- [Task brief]: Can you copy out the data exactly? Leave the images out.

[start]

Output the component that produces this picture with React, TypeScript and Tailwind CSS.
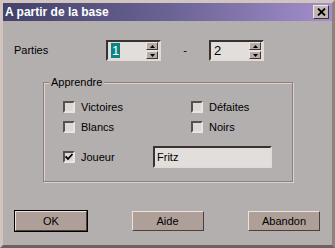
import React from "react";

const font = { fontFamily: '"Liberation Sans", Arial, sans-serif' };

function SpinBtn({ up }: { up?: boolean }) {
  return (
    <div className="flex h-[8px] w-[12px] items-center justify-center border border-t-[#eee6e2] border-l-[#eee6e2] border-b-[#3e3533] border-r-[#3e3533] bg-[#b8aca7]">
      <svg width="5" height="3" viewBox="0 0 5 3">
        {up ? <path d="M0 3 L2.5 0 L5 3 Z" fill="#000" /> : <path d="M0 0 L5 0 L2.5 3 Z" fill="#000" />}
      </svg>
    </div>
  );
}

function Spinner({ value, selected }: { value: string; selected?: boolean }) {
  return (
    <div className="flex h-[21px] w-[55px] items-center border-2 border-t-[#3a3231] border-l-[#3a3231] border-b-[#e2dad6] border-r-[#e2dad6] bg-[#e2dedb]">
      <div className="flex flex-1 items-center pl-[3px] text-[13px] leading-[15px]">
        <span className={selected ? "bg-[#0c8484] px-[1px] text-white" : "text-black"}>{value}</span>
      </div>
      <div className="mr-px flex flex-col gap-px">
        <SpinBtn up />
        <SpinBtn />
      </div>
    </div>
  );
}

function Check({ label, checked }: { label: string; checked?: boolean }) {
  return (
    <div className="flex h-[12px] items-center gap-[6px]">
      <div className="flex h-[12px] w-[12px] items-center justify-center border-2 border-t-[#5b4f4c] border-l-[#5b4f4c] border-b-[#ece4e0] border-r-[#ece4e0] bg-[#dcd8d5]">
        {checked && (
          <svg width="8" height="8" viewBox="0 0 8 8">
            <path d="M0.5 3.5 L3 6 L7.5 1" stroke="#000" strokeWidth="1.8" fill="none" />
          </svg>
        )}
      </div>
      <span className="text-[11px] leading-[12px] text-black">{label}</span>
    </div>
  );
}

function Button({ label, isDefault }: { label: string; isDefault?: boolean }) {
  return (
    <div className={isDefault ? "border border-black" : "border border-transparent"}>
      <div className="flex h-[20px] w-[72px] items-center justify-center border border-t-[#ece2dc] border-l-[#ece2dc] border-b-[#4a403e] border-r-[#4a403e] bg-[#ae9f99] text-[11px] text-black">
        {label}
      </div>
    </div>
  );
}

export default function App() {
  return (
    <div style={font} className="flex h-[248px] w-[335px] flex-col border-[3px] border-t-[#d2c4be] border-l-[#d2c4be] border-b-[#6e6260] border-r-[#8e827e] bg-[#b3afae]">
      {/* title bar */}
      <div className="flex h-[18px] items-center justify-between bg-gradient-to-r from-[#42426a] via-[#6a6294] to-[#a48fcc] pl-[2px] pr-[3px]">
        <span className="text-[12px] font-bold text-white">A partir de la base</span>
        <div className="flex h-[14px] w-[16px] items-center justify-center border border-t-[#f0e6e0] border-l-[#f0e6e0] border-b-[#3a3230] border-r-[#3a3230] bg-[#c2b6b0]">
          <svg width="9" height="8" viewBox="0 0 9 8">
            <path d="M1 0.5 L8 7.5 M8 0.5 L1 7.5" stroke="#000" strokeWidth="1.8" />
          </svg>
        </div>
      </div>

      {/* Parties row */}
      <div className="mt-[19px] flex items-center pl-[11px]">
        <span className="w-[92px] text-[11px] text-black">Parties</span>
        <Spinner value="1" selected />
        <span className="w-[48px] text-center text-[11px] text-black">-</span>
        <Spinner value="2" />
      </div>

      {/* group box */}
      <div className="relative ml-[40px] mt-[21px] h-[100px] w-[250px] border border-[#8e7f7b] pl-[19px] pt-[18px] shadow-[inset_1px_1px_0_#ddd2cc,1px_1px_0_#ddd2cc]">
        <span className="absolute left-[5px] top-[-8px] bg-[#b3afae] px-[2px] text-[11px] leading-[14px] text-black">Apprendre</span>
        <div className="flex flex-col">
          <div className="flex">
            <div className="w-[128px]"><Check label="Victoires" /></div>
            <Check label="Défaites" />
          </div>
          <div className="mt-[8px] flex">
            <div className="w-[128px]"><Check label="Blancs" /></div>
            <Check label="Noirs" />
          </div>
          <div className="mt-[13px] flex items-center">
            <div className="w-[90px]"><Check label="Joueur" checked /></div>
            <div className="flex h-[22px] w-[119px] items-center border-2 border-t-[#3a3231] border-l-[#3a3231] border-b-[#e2dad6] border-r-[#e2dad6] bg-[#e2dedb] pl-[2px] text-[11px] text-black">
              Fritz
            </div>
          </div>
        </div>
      </div>

      {/* buttons */}
      <div className="mt-[28px] flex justify-between px-[11px]">
        <Button label="OK" isDefault />
        <Button label="Aide" />
        <Button label="Abandon" />
      </div>
    </div>
  );
}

[end]

- [Solution]:
Output the component that produces this picture with React, TypeScript and Tailwind CSS.
import React from "react";

const font = { fontFamily: '"Liberation Sans", Arial, sans-serif' };

function SpinBtn({ up }: { up?: boolean }) {
  return (
    <div className="flex h-[8px] w-[12px] items-center justify-center border border-t-[#eee6e2] border-l-[#eee6e2] border-b-[#3e3533] border-r-[#3e3533] bg-[#b8aca7]">
      <svg width="5" height="3" viewBox="0 0 5 3">
        {up ? <path d="M0 3 L2.5 0 L5 3 Z" fill="#000" /> : <path d="M0 0 L5 0 L2.5 3 Z" fill="#000" />}
      </svg>
    </div>
  );
}

function Spinner({ value, selected }: { value: string; selected?: boolean }) {
  return (
    <div className="flex h-[21px] w-[55px] items-center border-2 border-t-[#3a3231] border-l-[#3a3231] border-b-[#e2dad6] border-r-[#e2dad6] bg-[#e2dedb]">
      <div className="flex flex-1 items-center pl-[3px] text-[13px] leading-[15px]">
        <span className={selected ? "bg-[#0c8484] px-[1px] text-white" : "text-black"}>{value}</span>
      </div>
      <div className="mr-px flex flex-col gap-px">
        <SpinBtn up />
        <SpinBtn />
      </div>
    </div>
  );
}

function Check({ label, checked }: { label: string; checked?: boolean }) {
  return (
    <div className="flex h-[12px] items-center gap-[6px]">
      <div className="flex h-[12px] w-[12px] items-center justify-center border-2 border-t-[#5b4f4c] border-l-[#5b4f4c] border-b-[#ece4e0] border-r-[#ece4e0] bg-[#dcd8d5]">
        {checked && (
          <svg width="8" height="8" viewBox="0 0 8 8">
            <path d="M0.5 3.5 L3 6 L7.5 1" stroke="#000" strokeWidth="1.8" fill="none" />
          </svg>
        )}
      </div>
      <span className="text-[11px] leading-[12px] text-black">{label}</span>
    </div>
  );
}

function Button({ label, isDefault }: { label: string; isDefault?: boolean }) {
  return (
    <div className={isDefault ? "border border-black" : "border border-transparent"}>
      <div className="flex h-[20px] w-[72px] items-center justify-center border border-t-[#ece2dc] border-l-[#ece2dc] border-b-[#4a403e] border-r-[#4a403e] bg-[#ae9f99] text-[11px] text-black">
        {label}
      </div>
    </div>
  );
}

export default function App() {
  return (
    <div style={font} className="flex h-[248px] w-[335px] flex-col border-[3px] border-t-[#d2c4be] border-l-[#d2c4be] border-b-[#6e6260] border-r-[#8e827e] bg-[#b3afae]">
      {/* title bar */}
      <div className="flex h-[18px] items-center justify-between bg-gradient-to-r from-[#42426a] via-[#6a6294] to-[#a48fcc] pl-[2px] pr-[3px]">
        <span className="text-[12px] font-bold text-white">A partir de la base</span>
        <div className="flex h-[14px] w-[16px] items-center justify-center border border-t-[#f0e6e0] border-l-[#f0e6e0] border-b-[#3a3230] border-r-[#3a3230] bg-[#c2b6b0]">
          <svg width="9" height="8" viewBox="0 0 9 8">
            <path d="M1 0.5 L8 7.5 M8 0.5 L1 7.5" stroke="#000" strokeWidth="1.8" />
          </svg>
        </div>
      </div>

      {/* Parties row */}
      <div className="mt-[19px] flex items-center pl-[11px]">
        <span className="w-[92px] text-[11px] text-black">Parties</span>
        <Spinner value="1" selected />
        <span className="w-[48px] text-center text-[11px] text-black">-</span>
        <Spinner value="2" />
      </div>

      {/* group box */}
      <div className="relative ml-[40px] mt-[21px] h-[100px] w-[250px] border border-[#8e7f7b] pl-[19px] pt-[18px] shadow-[inset_1px_1px_0_#ddd2cc,1px_1px_0_#ddd2cc]">
        <span className="absolute left-[5px] top-[-8px] bg-[#b3afae] px-[2px] text-[11px] leading-[14px] text-black">Apprendre</span>
        <div className="flex flex-col">
          <div className="flex">
            <div className="w-[128px]"><Check label="Victoires" /></div>
            <Check label="Défaites" />
          </div>
          <div className="mt-[8px] flex">
            <div className="w-[128px]"><Check label="Blancs" /></div>
            <Check label="Noirs" />
          </div>
          <div className="mt-[13px] flex items-center">
            <div className="w-[90px]"><Check label="Joueur" checked /></div>
            <div className="flex h-[22px] w-[119px] items-center border-2 border-t-[#3a3231] border-l-[#3a3231] border-b-[#e2dad6] border-r-[#e2dad6] bg-[#e2dedb] pl-[2px] text-[11px] text-black">
              Fritz
            </div>
          </div>
        </div>
      </div>

      {/* buttons */}
      <div className="mt-[28px] flex justify-between px-[11px]">
        <Button label="OK" isDefault />
        <Button label="Aide" />
        <Button label="Abandon" />
      </div>
    </div>
  );
}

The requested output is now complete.